As we watched Douglas Engelbart’s, “Mother of All Demos,” my internal dialogue went something like this . . .
Looks like one of the guys from the Apollo launches.
Ah, copy and paste. Moving paragraphs, moving sections, reorganizing, rereading, rewriting, revising.
No more self-correcting electric typewriters.
Love the list as a map.
I prefer mapping on paper or a whiteboard. A computer screen is too small.
A sharp #2 pencil is a fine piece of technology.
Given my nostalgia, I decided to go “old school” with my media choice for the Bush essay, enjoying the experience of holding a heavy hardback book on my lap and turning pages rather than tapping a screen. Before long, however, the computer lured me into its world. I clicked on the Edward R. Murrow video, watched it, noticed a Ted Nelson video in the sidebar, watched it, did a search on Nelson, wandered around some other links related to computer architecture, and then finally returned to Bush’s essay in a digital format. I was able to follow ideas as they piqued my curiosity. I moved across decades and fields of study.
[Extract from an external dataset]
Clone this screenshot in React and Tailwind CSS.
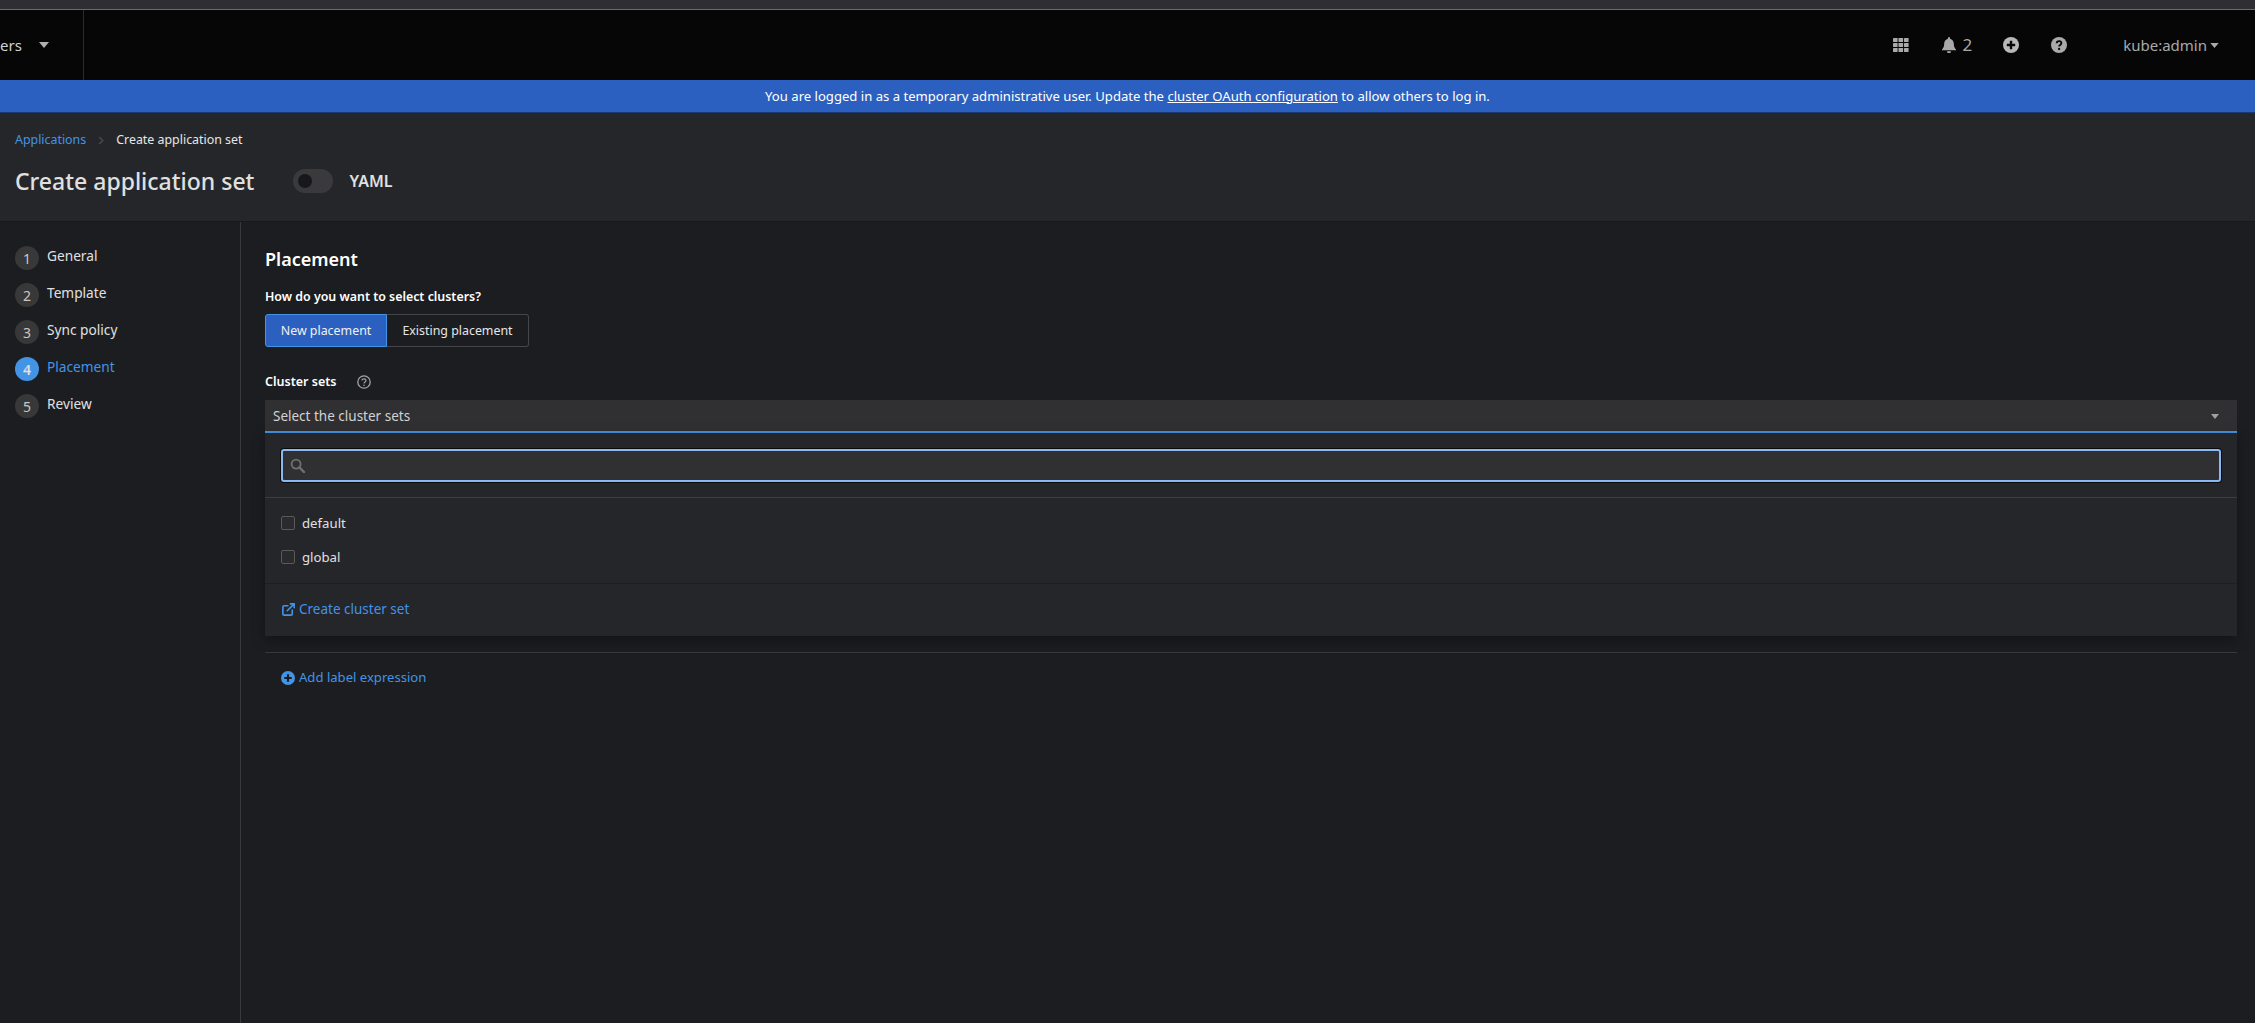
import React from "react";
import { ExternalLink } from "lucide-react";

const font = "font-['Noto_Sans','Inter',sans-serif]";

function Caret({ className = "" }) {
  return (
    <svg viewBox="0 0 10 6" className={className} fill="currentColor">
      <path d="M0 0h10L5 6z" />
    </svg>
  );
}

function Grid() {
  return (
    <svg viewBox="0 0 16 14" className="w-4 h-[14px]" fill="currentColor">
      {[0, 5.5, 11].map((x) =>
        [0, 5, 10].map((y) => <rect key={`${x}-${y}`} x={x} y={y} width="4.6" height="4" rx="0.4" />)
      )}
    </svg>
  );
}

function Bell() {
  return (
    <svg viewBox="0 0 14 16" className="w-[14px] h-4" fill="currentColor">
      <path d="M7 0a1 1 0 0 1 1 1v.7c2.300.5 3.800 2.500 3.800 4.800 0 3 .7 4.200 2.200 5.900v.9H0v-.9c1.500-1.700 2.200-2.900 2.200-5.900C2.200 4.200 3.700 2.200 6 1.700V1a1 1 0 0 1 1-1zM5 14.200h4a2 2 0 0 1-4 0z" />
    </svg>
  );
}

function PlusCircle({ className = "", cut = "#060607" }) {
  return (
    <svg viewBox="0 0 16 16" className={className}>
      <circle cx="8" cy="8" r="8" fill="currentColor" />
      <path d="M8 3.800v8.400M3.800 8h8.400" stroke={cut} strokeWidth="2.400" />
    </svg>
  );
}

function HelpSolid() {
  return (
    <svg viewBox="0 0 16 16" className="w-4 h-4">
      <circle cx="8" cy="8" r="8" fill="currentColor" />
      <path d="M5.700 6.200c0-1.300 1-2.100 2.400-2.100s2.300.8 2.300 2c0 1.900-2.300 1.800-2.300 3.400" fill="none" stroke="#060607" strokeWidth="1.800" />
      <circle cx="8.100" cy="12" r="1.150" fill="#060607" />
    </svg>
  );
}

function HelpOutline() {
  return (
    <svg viewBox="0 0 14 14" className="w-[14px] h-[14px]" fill="none" stroke="#a3a3a3">
      <circle cx="7" cy="7" r="6.200" strokeWidth="1.300" />
      <path d="M5 5.500c0-1.100.9-1.700 2-1.700s2 .6 2 1.600C9 7 7 7 7 8.500" strokeWidth="1.200" />
      <circle cx="7" cy="10.300" r="0.800" fill="#a3a3a3" stroke="none" />
    </svg>
  );
}

function SearchIcon() {
  return (
    <svg viewBox="0 0 16 16" className="h-[15px] w-[15px] text-[#6e6e6e]" fill="none" stroke="currentColor">
      <circle cx="6.500" cy="6.500" r="4.800" strokeWidth="2" />
      <path d="M10 10l5 5" strokeWidth="2.600" strokeLinecap="round" />
    </svg>
  );
}

const steps = ["General", "Template", "Sync policy", "Placement", "Review"];

function Step({ n, label, active }) {
  return (
    <div className="flex h-[37px] items-start">
      <div
        className={`flex h-6 w-6 items-center justify-center rounded-full text-[14px] ${
          active ? "bg-[#4394e5] text-[#e0e0e0] font-semibold" : "bg-[#383838] text-[#c7c7c7]"
        }`}
      >
        {n}
      </div>
      <span className={`ml-[8px] -mt-[1px] text-[13.700px] leading-[21px] ${active ? "text-[#4394e5]" : "text-[#e0e0e0]"}`}>
        {label}
      </span>
    </div>
  );
}

function Option({ label }) {
  return (
    <div className="flex h-[34px] items-center pl-4">
      <span className="h-[14px] w-[14px] rounded-[2px] border border-[#5a5a5a] bg-[#2b2b2d]" />
      <span className="ml-[7px] mt-[1px] text-[13.200px] text-[#e0e0e0]">{label}</span>
    </div>
  );
}

export default function App() {
  return (
    <div className={`${font} flex h-[1023px] w-[2255px] flex-col overflow-hidden bg-[#1b1d21]`}>
      <div className="h-[10px] shrink-0 border-b border-[#6a6a6a] bg-[#2f2f33]" />

      <header className="flex h-[70px] shrink-0 items-stretch bg-[#060607] text-[#a9a9a9]">
        <div className="flex w-[84px] items-center border-r border-[#2a2a2c]">
          <span className="text-[15px] text-[#d2d2d2]">ers</span>
          <Caret className="ml-[17px] h-[6px] w-[10px] text-[#b0b0b0]" />
        </div>
        <div className="flex flex-1 items-center justify-end pr-[36px]">
          <Grid />
          <div className="ml-[33px] flex items-center">
            <Bell />
            <span className="ml-[6px] text-[17px]">2</span>
          </div>
          <span className="ml-[31px]"><PlusCircle className="h-4 w-4 text-[#b8b8b8]" /></span>
          <span className="ml-[32px]"><HelpSolid /></span>
          <div className="ml-[56px] flex items-center">
            <span className="text-[15px]">kube:admin</span>
            <Caret className="ml-[3px] h-[5px] w-[9px]" />
          </div>
        </div>
      </header>

      <div className="flex h-[33px] shrink-0 items-center justify-center border-b border-[#1a3a75] bg-[#2b60c1] pt-[1px] text-[13.100px] text-white">
        <span>
          You are logged in as a temporary administrative user. Update the{" "}
          <span className="underline">cluster OAuth configuration</span> to allow others to log in.
        </span>
      </div>

      <section className="h-[109px] shrink-0 border-b border-[#17181b] bg-[#25262a] pl-[15px]">
        <div className="flex items-center pt-[17px] text-[12.400px] leading-[20px]">
          <span className="text-[#4394e5]">Applications</span>
          <svg viewBox="0 0 6 10" className="mx-[12px] h-[9px] w-[6px] text-[#4a4a4a]" fill="none" stroke="currentColor" strokeWidth="1.600">
            <path d="M1 1l4 4-4 4" />
          </svg>
          <span className="text-[#e6e6e6]">Create application set</span>
        </div>
        <div className="mt-[14px] flex items-center">
          <h1 className="text-[23px] font-medium leading-[34px] text-[#e0e0e0]">Create application set</h1>
          <div className="ml-[39px] flex h-6 w-10 items-center rounded-full bg-[#3a3a3c] pl-[5px]">
            <span className="h-[14px] w-[14px] rounded-full bg-[#17181b]" />
          </div>
          <span className="ml-[16px] text-[16px] font-semibold text-[#e0e0e0]">YAML</span>
        </div>
      </section>

      <main className="flex min-h-0 flex-1">
        <nav className="w-[241px] shrink-0 border-r border-[#38393c] pl-[15px] pt-[24px]">
          {steps.map((s, i) => (
            <Step key={s} n={i + 1} label={s} active={i === 3} />
          ))}
        </nav>

        <div className="flex-1 pl-[24px] pr-[18px] pt-[23px]">
          <h2 className="text-[18px] font-semibold leading-[28px] text-white">Placement</h2>
          <p className="mt-[13px] text-[12.400px] font-semibold leading-[21px] text-white">How do you want to select clusters?</p>

          <div className="mt-[7px] flex h-[33px] w-[264px] text-[12.400px]">
            <div className="flex w-[122px] items-center justify-center rounded-l-[3px] border border-[#4394e5] bg-[#2b60c1] pt-[1px] text-[#f0f0f0]">
              New placement
            </div>
            <div className="flex flex-1 items-center justify-center rounded-r-[3px] border border-l-0 border-[#45464a] pt-[1px] text-[#e6e6e6]">
              Existing placement
            </div>
          </div>

          <div className="mt-[24px] flex h-[21px] items-center pt-[1px] text-[12.500px] font-semibold text-white">
            <span>Cluster sets</span>
            <span className="ml-[21px]"><HelpOutline /></span>
          </div>

          <div className="mt-[8px] flex h-[33px] items-center justify-between border-b-2 border-[#4394e5] bg-[#303032] pl-[8px] pr-[18px] pt-[1px]">
            <span className="text-[13.500px] text-[#d2d2d2]">Select the cluster sets</span>
            <Caret className="h-[5px] w-2 text-[#a0a0a0]" />
          </div>

          <div className="h-[203px] bg-[#25262a] shadow-[0_4px_12px_rgba(0,0,0,0.35)]">
            <div className="h-[65px] border-b border-[#3c3d40] px-4 pt-[16px]">
              <div className="flex h-[33px] items-center rounded-[3px] border-2 border-[#8ab8f5] bg-[#303032] pl-[7px] shadow-[0_0_0_1px_#0a0a0b]">
                <SearchIcon />
              </div>
            </div>
            <div className="h-[85px] pt-[8px]">
              <Option label="default" />
              <Option label="global" />
            </div>
            <div className="flex h-[52px] items-center border-t border-[#1d1e21] pl-4 text-[13.500px] text-[#4394e5]">
              <ExternalLink size={15} strokeWidth={2.600} />
              <span className="ml-[3px]">Create cluster set</span>
            </div>
          </div>

          <div className="mt-4 flex h-[50px] items-center border-t border-[#38393c] pl-4 text-[13.100px] text-[#4394e5]">
            <PlusCircle className="h-[14px] w-[14px] text-[#4394e5]" cut="#1b1d21" />
            <span className="ml-[4px]">Add label expression</span>
          </div>
        </div>
      </main>
    </div>
  );
}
I came away with questions about how computer architecture shapes learning and understanding.
I contrasted my experience last week with how I would have pursued this same reading assignment “back in the day.” I’d have pulled the hardbound 1945 volume of The Atlantic off the shelf and carried it to a nearby table. While thumbing through the pages to find the essay, I’d have checked out the cover photo, considered other articles, and studied the advertising. After reading the essay, I definitely would have checked out the next issue, the one that reported the bombings of Hiroshima and Nagasaki and the story of the Manhattan Project. I probably would have learned that Dr. Vannevar Bush witnessed the test of the first atomic bomb.
While clearly I made choices in both cases, the medium I used to access Bush’s essay shaped what was most readily available to me, what other content might shape and contextualize my understanding of his work.
What difference does it make?
That’s what I hope to explore more deeply in this seminar. How do new media shape thinking and learning?